To outsiders it might appear that something devious went on here. To those
who know Hollywood, all that went on was the secure knowledge and awareness that the Oscars exist for and by Hollywood, their purpose is to maintain the supremacy of Hollywood, their standards and problems are the standards and problems of Hollywood, and their phoniness is the phoniness of Hollywood. But the Academy cannot, without appearing ridiculous, maintain a pose of internationalism by tossing a few minor baubles to the foreigners while carefully keeping all the top-drawer jewelry for itself. As a writer I resent that writing awards should be among these baubles, and as a member of the Motion Picture Academy I resent its trying to put itself in a position which its annual performance before the public shows it quite unfit to occupy.
If the actors and actresses like the silly show, and I’m not sure at all the
best of them do, they at least know how to look elegant in a strong light,
and how to make with the wide-eyed and oh, so humble little speeches as if
they believed them. If the big producers like it, and I’m quite sure they do
because it contains the only ingredients they really understand–promotion
values and the additional grosses that go with them–the producers at least
know what they are fighting for. But if the quiet, earnest, and slightly
cynical people who really make motion pictures like it, and I’m quite sure
they don’t, well, after all, it comes only once a year, and it’s no worse
than a lot of the sleazy vaudeville they have to push out of the way to get
their work done.
Of course that’s not quite the point either.

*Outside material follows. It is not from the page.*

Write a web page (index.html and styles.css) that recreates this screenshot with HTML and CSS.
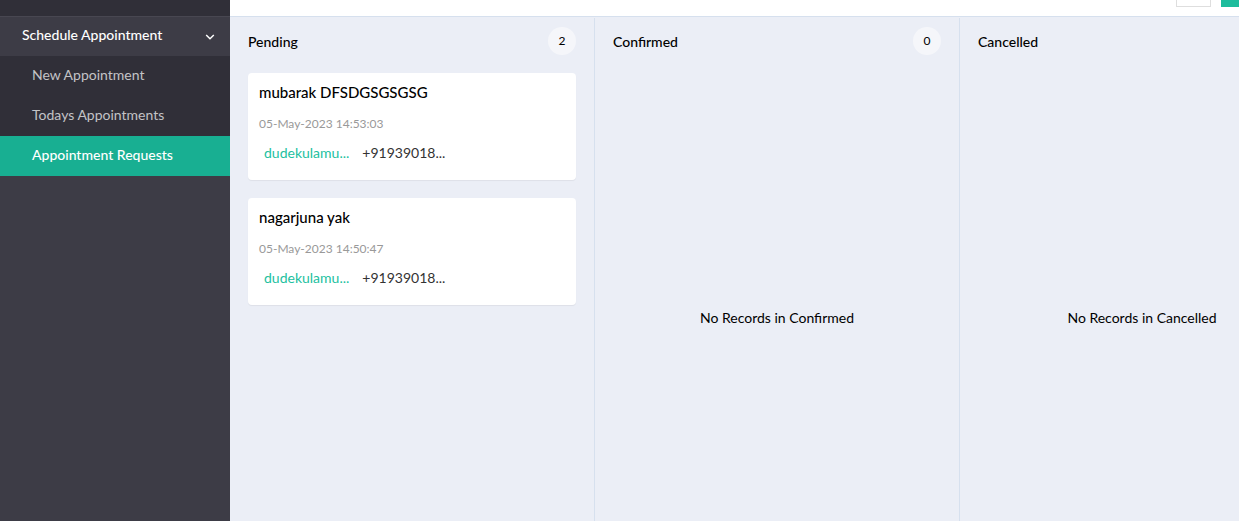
FILE: index.html
```
<!DOCTYPE html>
<html lang="en">
<head>
  <meta charset="utf-8">
  <title>Appointment Requests</title>
  <link rel="stylesheet" href="styles.css">
</head>
<body>
  <div class="app">
    <nav class="sidebar" aria-label="Main">
      <div class="sidebar-top"></div>
      <button class="nav-group" type="button" aria-expanded="true">
        <span>Schedule Appointment</span>
        <svg class="chevron" viewBox="0 0 10 6" aria-hidden="true"><path d="M1.2 1 5 4.7 8.8 1"/></svg>
      </button>
      <ul class="nav-list">
        <li><a class="nav-link" href="#new">New Appointment</a></li>
        <li><a class="nav-link" href="#today">Todays Appointments</a></li>
        <li><a class="nav-link nav-link-active" href="#requests" aria-current="page">Appointment Requests</a></li>
      </ul>
    </nav>
    <main class="main">
      <header class="toolbar">
        <button class="tool tool-outline" type="button" aria-label="View"></button>
        <button class="tool tool-primary" type="button" aria-label="Add"></button>
      </header>
      <div class="board">
        <section class="column">
          <header class="column-head">
            <h2 class="column-title">Pending</h2>
            <span class="count">2</span>
          </header>
          <div class="cards">
            <article class="card">
              <h3 class="card-name">mubarak DFSDGSGSGSG</h3>
              <time class="card-time">05-May-2023 14:53:03</time>
              <div class="card-contact">
                <a class="card-mail" href="#mail">dudekulamu...</a>
                <span>+91939018...</span>
              </div>
            </article>
            <article class="card">
              <h3 class="card-name">nagarjuna yak</h3>
              <time class="card-time">05-May-2023 14:50:47</time>
              <div class="card-contact">
                <a class="card-mail" href="#mail">dudekulamu...</a>
                <span>+91939018...</span>
              </div>
            </article>
          </div>
        </section>
        <section class="column">
          <header class="column-head">
            <h2 class="column-title">Confirmed</h2>
            <span class="count">0</span>
          </header>
          <p class="empty">No Records in Confirmed</p>
        </section>
        <section class="column">
          <header class="column-head">
            <h2 class="column-title">Cancelled</h2>
          </header>
          <p class="empty">No Records in Cancelled</p>
        </section>
      </div>
    </main>
  </div>
</body>
</html>
```
FILE: styles.css
```
* {
  box-sizing: border-box;
}

body {
  margin: 0;
  background: #ebeef6;
  color: #000;
  font: 14px/20px Lato, "Liberation Sans", sans-serif;
}

button {
  margin: 0;
  border: 0;
  font: inherit;
  cursor: pointer;
}

a {
  text-decoration: none;
}

.app {
  display: flex;
  height: 100vh;
  overflow: hidden;
}

.sidebar {
  flex: 0 0 230px;
  background: #3d3c46;
}

.sidebar-top {
  height: 16px;
  background: #302f38;
}

.nav-group {
  display: flex;
  align-items: center;
  justify-content: space-between;
  width: 100%;
  height: 40px;
  padding: 0 15px 3px 22px;
  border-top: 1px solid #484751;
  background: #3d3c46;
  color: #fff;
  font-weight: 500;
}

.chevron {
  width: 10px;
  height: 6px;
  margin-top: 4px;
  fill: none;
  stroke: #fff;
  stroke-width: 1.5;
}

.nav-list {
  margin: 0;
  padding: 0;
  list-style: none;
  background: #302f38;
}

.nav-link {
  display: block;
  padding: 9px 32px 11px;
  color: #c3c3c6;
}

.nav-link-active {
  background: #18af92;
  color: #fff;
  font-weight: 500;
}

.main {
  display: flex;
  flex: 1;
  flex-direction: column;
  min-width: 0;
}

.toolbar {
  display: flex;
  justify-content: flex-end;
  gap: 10px;
  height: 17px;
  border-bottom: 1px solid #d6e0ee;
  background: #fff;
}

.tool {
  height: 7px;
  padding: 0;
}

.tool-outline {
  width: 35px;
  border: 1px solid #dedede;
  border-top: 0;
  background: #fff;
}

.tool-primary {
  width: 18px;
  background: #1dbc9c;
}

.board {
  display: flex;
  flex: 1;
  padding-top: 1px;
  overflow: hidden;
}

.column {
  flex: 0 0 365px;
  padding: 9px 18px 0;
  border-right: 1px solid #d6e0ee;
}

.column-head {
  display: flex;
  justify-content: space-between;
  height: 46px;
}

.column-title {
  margin: 0;
  padding-top: 5px;
  font-size: 14px;
  font-weight: 500;
}

.count {
  width: 28px;
  height: 28px;
  border-radius: 50%;
  background: #f5f6fa;
  font-size: 12px;
  line-height: 28px;
  text-align: center;
}

.cards {
  display: grid;
  gap: 18px;
}

.card {
  padding: 9px 11px 17px;
  border-radius: 4px;
  background: #fff;
  box-shadow: 0 1px 1px rgba(0, 0, 0, 0.06);
}

.card-name {
  margin: 0 0 12px;
  font-size: 15px;
  font-weight: 500;
}

.card-time {
  display: block;
  margin-bottom: 9px;
  color: #999;
  font-size: 12px;
}

.card-contact {
  display: flex;
  gap: 13px;
  padding: 0 5px;
  color: #333;
}

.card-mail {
  color: #22bfa0;
}

.empty {
  margin: 0;
  padding-top: 235px;
  text-align: center;
}
```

The head of a large studio once
said privately that in his candid opinion the motion picture business was 25
per cent honest business and the other 75 per cent pure conniving. He didn’t say anything about art, although he may have heard of it.
But that is the real point, isn’t it?–whether these annual Awards,
regardless of the grotesque ritual which accompanies them, really represent
anything at all of artistic importance to the motion picture medium,
anything clear and honest that remains after the lights are dimmed, the
minks are put away, and the aspirin is swallowed? I don’t think they do. I
think they are just theater and not even good theater. As for the personal
prestige that goes with winning an Oscar, it may with luck last long enough
for your agent to get your contract rewritten and your price jacked up
another notch. But over the years and in the hearts of men of good will? I
hardly think so.
Once upon a time a once very successful Hollywood lady decided (or was
forced) to sell her lovely furnishings at auction, together with her lovely
home. On the day before she moved out she was showing a party of her friends through the house for a private view. One of them noticed that the lady was using her two golden Oscars as doorstops. It seemed they were just about the right weight, and she had sort of forgotten they were gold.